I should like to make a concrete suggestion to the Secretary of State, who I am convinced sympathises with these unfortunate settlers. As the Leader of the Opposition has said, we are all in this matter, there is no question of any party feeling. Can we not at this late hour put pressure upon the Victorian Government and get them to ask the Chairman of the Royal Commission to fix what compensation should be payable in the case of these 400 people; or, if they are not willing to put the power of arbitration in the hands of any individual, to call upon the Chairman of the Royal Commission to report on what compensation will be fair, and to give it serious consideration.

11.18 p.m.

Major PROCTER

As one who has lived in Australia for some time I must say that the original scheme must have been a very rotten one, for generally the climate of Australia corrects the errors of its politicians. The country is so generous that there must have been very grievous errors made with the choosing of the ground for these settlers. I, like many other Members, have received letters of complaint from Australia, not only blaming the Victoria Government but expressing the thought that this Government is responsible.

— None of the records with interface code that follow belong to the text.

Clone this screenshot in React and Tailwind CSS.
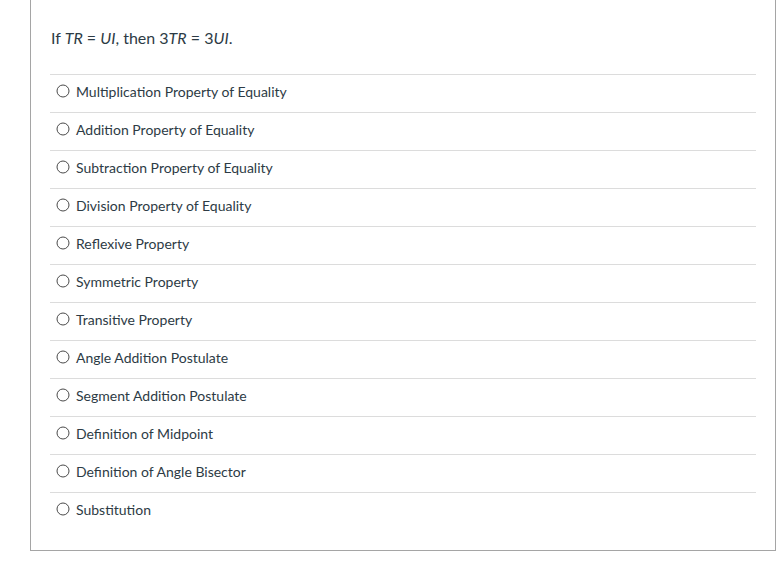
import React from 'react';

const OPTIONS = [
  'Multiplication Property of Equality',
  'Addition Property of Equality',
  'Subtraction Property of Equality',
  'Division Property of Equality',
  'Reflexive Property',
  'Symmetric Property',
  'Transitive Property',
  'Angle Addition Postulate',
  'Segment Addition Postulate',
  'Definition of Midpoint',
  'Definition of Angle Bisector',
  'Substitution',
];

function Radio() {
  return (
    <svg width="14" height="14" viewBox="0 0 14 14" className="shrink-0">
      <circle cx="7" cy="7" r="6" fill="white" stroke="#4a4a4a" strokeWidth="1" />
    </svg>
  );
}

export default function App() {
  return (
    <div className="w-[783px] h-[565px] bg-white font-['Lato','Noto_Sans',sans-serif] text-[#2d3b45]">
      <div className="ml-[30px] w-[746px] h-[551px] border-l border-r border-b border-[#a5a5a5]">
        <div className="pl-[20px] pt-[26px] text-[16px] leading-[24px]">
          If <i>TR</i> = <i>UI</i>, then 3<i>TR</i> = 3<i>UI</i>.
        </div>
        <ul className="mx-[19px] mt-[24px]">
          {OPTIONS.map(o => (
            <li key={o} className="h-[38px] border-t border-[#dcdcdc] flex items-center gap-[6px] pl-[6px] pb-[5px] text-[14px]">
              <Radio />
              <span>{o}</span>
            </li>
          ))}
        </ul>
      </div>
    </div>
  );
}
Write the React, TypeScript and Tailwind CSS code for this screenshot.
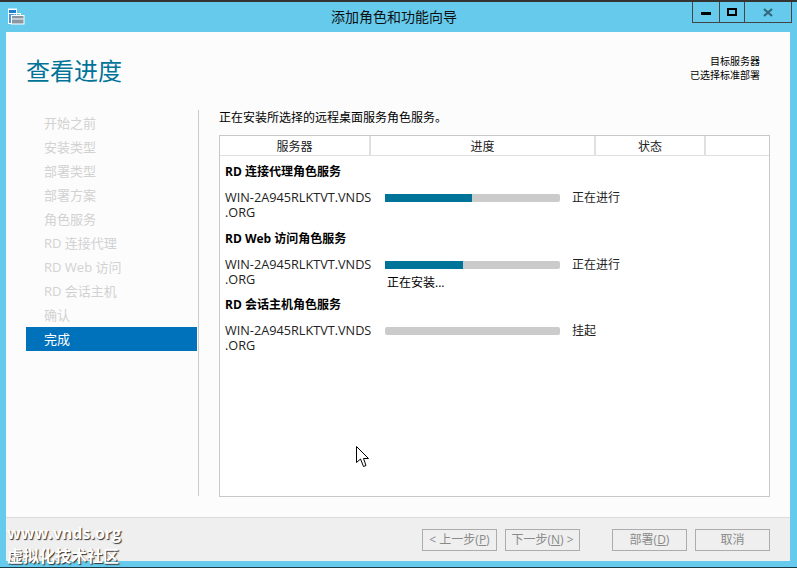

I would ask the Secretary of State for the Dominions if there are any of those 400 people who wish to come back to the Motherland; if so, could not this wealthy Government at least pay the passage-money of those people? I would ask him also that, after the tumult has died and if his representations to the Victoria Government should fail, he should ask his fellow Members in the Cabinet and the Chancellor of the Exchequer to make a Cabinet grant to these migrants, if not for the good name of Australia, at least for the good name of this country, who trusted the Victoria Government to do the right thing.

Question put, and agreed to.

Adjourned accordingly at Twenty-one Minutes after Eleven o'Clock.